Les ventes de Libération sont passées en dessous de 100.000 exemplaires en décembre 2013. Le quotidien d’Édouard de Rothschild et du promoteur immobilier Bruno Ledoux (oui, Sartre et mort) a vu ses ventes en kiosques baisser de 28 %.

Les ventes de Charlie Hebdo s’effritent malgré un recours massif au pipi-caca-bite-cul et des sursauts éphémères dus à des « coups » où Mahomet est instrumentalisé. Les éditions Rotative (éditrices de Charlie Hebdo et Hara-Kiri) dont le gérant est Charb ont du plomb dans l’aile. Le bilan comptable notait en 2012 : « La situation financière de l’entreprise présente des éléments de fragilité ». Pour 2013 : « La situation financière de l’entreprise est fortement dégradée ».

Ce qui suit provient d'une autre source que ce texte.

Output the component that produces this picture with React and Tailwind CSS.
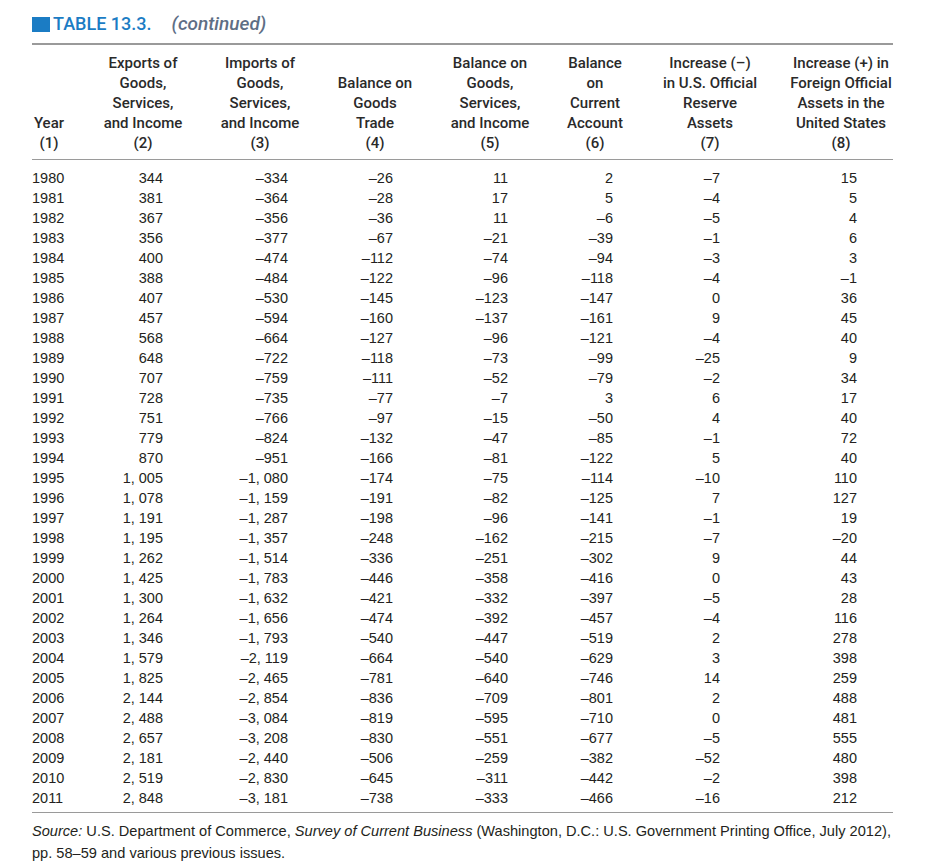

En 2000, Charlie Hebdo et Libération avaient noué un partenariat pour des échanges d’encarts publicitaires. A ce jour, Laurent Joffrin (ex-vacancier avec Jean-Marie Le Pen) n’est plus à Libération (labellisé « de gôche » par Charlie Hebdo), mais au Nouvel-Observateur (propriétaire de Rue89). Qui se ressemble…

Nos fidèles lecteurs n’ont pas oublié comment Libération truqua naguère des paroles de Chavez pour en faire un antisémite (1) et comment Charlie Hebdo s’est livré à la même attaque ignominieuse contre Le Grand Soir (saloperie relayée par Rue89).

Faut-il se réjouir de la santé précaire de quelques-uns de ces calomniateurs ? Que non ! Manquerait plus qu’ils défuntent sans avoir confessé au Grand Prêtre de la Vérité Imprimée certains petits mensonges…

Théophraste R.(ex-fumeur-buveur-acheteur de journaux. Sevré à ce jour : corps sain, âme saine, idées claires).